Note that greater openness to movement of skilled labor could give a significant boost to growth, in a similar way to that seen for trade liberalization. Even a small increase would dramatically expand benefits and benefit-cost ratios.
Results
A 5% increase in bilateral flows within a Western Hemisphere innovation zone would result in a circulation of about 136,000 workers, compared to a current cap in the US of 65,000 H-1B visas. For a conservative set of parameter estimates, there would be large gains in income to the MTW movers ($16.3 billion), with about $3.2 billion remitted to source countries. In terms of tax-related fiscal externalities, source countries lose about $2.2 billion in welfare while destinations gain in aggregate $2.8 billion, with most of the developing countries suffering net losses on this account. Total program benefits far exceed costs for all countries except Canada and overall benefit-cost ratios in developing countries range from 5.8 in Chile to over 47 in Central America. However, most of the gains are actually to workers rather than to source countries directly. The overall BCR for the program is 9.3, placing it in the ‘phenomenal’ range. Taking out the net benefits to workers reduces it to a more modest 1.8.
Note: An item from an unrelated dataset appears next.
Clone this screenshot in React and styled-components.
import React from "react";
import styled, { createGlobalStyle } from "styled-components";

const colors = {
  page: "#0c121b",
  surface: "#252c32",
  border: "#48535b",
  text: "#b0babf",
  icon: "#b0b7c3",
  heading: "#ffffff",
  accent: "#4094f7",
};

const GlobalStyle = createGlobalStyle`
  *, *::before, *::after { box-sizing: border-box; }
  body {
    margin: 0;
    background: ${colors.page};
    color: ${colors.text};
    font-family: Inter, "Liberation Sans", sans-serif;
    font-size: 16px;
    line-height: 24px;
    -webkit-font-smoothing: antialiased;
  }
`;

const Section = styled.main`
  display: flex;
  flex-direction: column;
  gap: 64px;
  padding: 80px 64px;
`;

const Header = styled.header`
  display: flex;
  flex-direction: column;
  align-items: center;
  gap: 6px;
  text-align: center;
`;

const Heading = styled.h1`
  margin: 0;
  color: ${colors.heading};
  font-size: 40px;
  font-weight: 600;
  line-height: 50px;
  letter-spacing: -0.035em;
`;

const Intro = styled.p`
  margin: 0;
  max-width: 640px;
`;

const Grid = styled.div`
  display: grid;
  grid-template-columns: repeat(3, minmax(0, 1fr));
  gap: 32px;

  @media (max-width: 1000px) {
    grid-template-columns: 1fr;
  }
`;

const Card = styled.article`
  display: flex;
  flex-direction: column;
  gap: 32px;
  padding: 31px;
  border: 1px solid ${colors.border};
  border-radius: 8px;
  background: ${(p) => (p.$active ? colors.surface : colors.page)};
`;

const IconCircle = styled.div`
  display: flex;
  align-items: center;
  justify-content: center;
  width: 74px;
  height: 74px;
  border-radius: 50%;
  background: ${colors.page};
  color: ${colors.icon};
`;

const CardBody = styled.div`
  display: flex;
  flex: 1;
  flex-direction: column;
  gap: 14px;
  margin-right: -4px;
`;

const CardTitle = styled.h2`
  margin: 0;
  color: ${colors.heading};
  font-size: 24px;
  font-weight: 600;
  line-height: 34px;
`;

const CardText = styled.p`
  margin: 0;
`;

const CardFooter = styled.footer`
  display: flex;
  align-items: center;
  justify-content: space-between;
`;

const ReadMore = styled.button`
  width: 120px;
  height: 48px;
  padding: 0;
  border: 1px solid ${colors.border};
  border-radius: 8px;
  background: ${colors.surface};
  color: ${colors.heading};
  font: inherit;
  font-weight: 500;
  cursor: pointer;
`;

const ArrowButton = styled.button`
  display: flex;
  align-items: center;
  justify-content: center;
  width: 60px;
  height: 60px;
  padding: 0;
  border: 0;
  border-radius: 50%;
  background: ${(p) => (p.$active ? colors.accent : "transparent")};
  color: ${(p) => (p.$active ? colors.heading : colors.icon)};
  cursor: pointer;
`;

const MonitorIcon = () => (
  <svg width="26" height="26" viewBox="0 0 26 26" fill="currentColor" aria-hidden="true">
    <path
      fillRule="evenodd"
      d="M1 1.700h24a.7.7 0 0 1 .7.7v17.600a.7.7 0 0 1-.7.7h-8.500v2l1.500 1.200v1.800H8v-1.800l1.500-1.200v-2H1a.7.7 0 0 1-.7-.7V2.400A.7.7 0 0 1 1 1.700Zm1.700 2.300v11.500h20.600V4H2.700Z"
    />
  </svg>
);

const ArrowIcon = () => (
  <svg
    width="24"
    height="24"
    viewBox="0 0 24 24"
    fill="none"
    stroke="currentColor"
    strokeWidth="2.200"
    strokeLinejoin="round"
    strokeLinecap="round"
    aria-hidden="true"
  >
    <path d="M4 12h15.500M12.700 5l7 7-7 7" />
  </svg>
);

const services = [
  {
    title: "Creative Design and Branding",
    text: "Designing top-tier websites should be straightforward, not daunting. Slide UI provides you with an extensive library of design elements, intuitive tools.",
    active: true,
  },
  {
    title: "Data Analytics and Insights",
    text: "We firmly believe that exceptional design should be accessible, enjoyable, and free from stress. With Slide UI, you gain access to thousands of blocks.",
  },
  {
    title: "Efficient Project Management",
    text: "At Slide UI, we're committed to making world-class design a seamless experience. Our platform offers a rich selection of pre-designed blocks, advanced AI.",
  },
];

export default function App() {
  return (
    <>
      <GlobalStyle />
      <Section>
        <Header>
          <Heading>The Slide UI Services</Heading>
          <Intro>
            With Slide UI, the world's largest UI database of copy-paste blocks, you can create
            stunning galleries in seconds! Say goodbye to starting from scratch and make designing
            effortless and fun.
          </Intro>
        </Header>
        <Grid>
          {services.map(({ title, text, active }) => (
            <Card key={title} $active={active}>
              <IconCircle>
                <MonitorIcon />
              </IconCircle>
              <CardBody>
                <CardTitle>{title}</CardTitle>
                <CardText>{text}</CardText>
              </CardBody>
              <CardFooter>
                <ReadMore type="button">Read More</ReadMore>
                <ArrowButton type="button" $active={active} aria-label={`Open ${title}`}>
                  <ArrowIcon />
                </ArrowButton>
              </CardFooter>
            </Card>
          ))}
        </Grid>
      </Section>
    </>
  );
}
The set of medium parameters – high-end technology spillovers with low-end productivity gains and remittances – raises the BCRs a bit and developing countries enjoy somewhat larger net benefits. The full program BCR is greatly increased (to 21.3) by using the high end parameters, with income gains of movers increasing to $41 billion. Allowing for some of the negative consequences of the brain drain reduces the ratio to 18.3. The scale of economic effects for a South-South innovation zone is far smaller, even with high end parameters, with the benefit-cost ratio falling to 2.9.
A much larger scale scenario is to permit 20% increases in visas, phased in linearly over five years and applied across the North-South zone. In-zone mobility would amount to over half a million managerial and technical workers, with nearly 390,000 of these going to the United States. Circulating professionals would gain an NPV of over $158 billion over a 25 year period, discounted at 3%. Considerably larger welfare impacts from tax losses would be more than offset by destination country gains. Potential gains in GDP from technology spillovers would amount to $6.9 billion, with about three quarters of this going to Mexico, Canada and the USA. Costs and benefits rise nearly in proportion, still giving an overall ratio of around 21.
Further Remarks
In my view, the net gains are likely understated for at least two reasons. First, the literature points to a complementarity between the mobility of skilled workers and volumes of technology flow. Second, there may be a growth dividend in line with experience on trade liberalization. Speculation about a global (rather than regional) innovation zone, based on that experience, reasonably could anticipate that the costs and benefits would more than double, with ratios little affected.
Concluding Remarks
Raising the share of R&D in overall GDP has been shown to have benefit-cost ratios rarely exceeding 1.4, giving this a low ranking compared to other SDGs. However, the second option of forming innovation zones is much more attractive, with a benefit-cost ratio of about 21.
It could be argued that the relatively small contribution of TFP spillovers makes innovation zones an inefficient means of gaining more technology. However, the increases are notable and form permanent increases in learning and network connections, and my analysis has given a conservative estimate of the gains. And, of course, the additional openness to the mobility of skilled labour is a direct means of access to technology. I suspect also that endogenous affects could also be large and are certainly worthy of further study.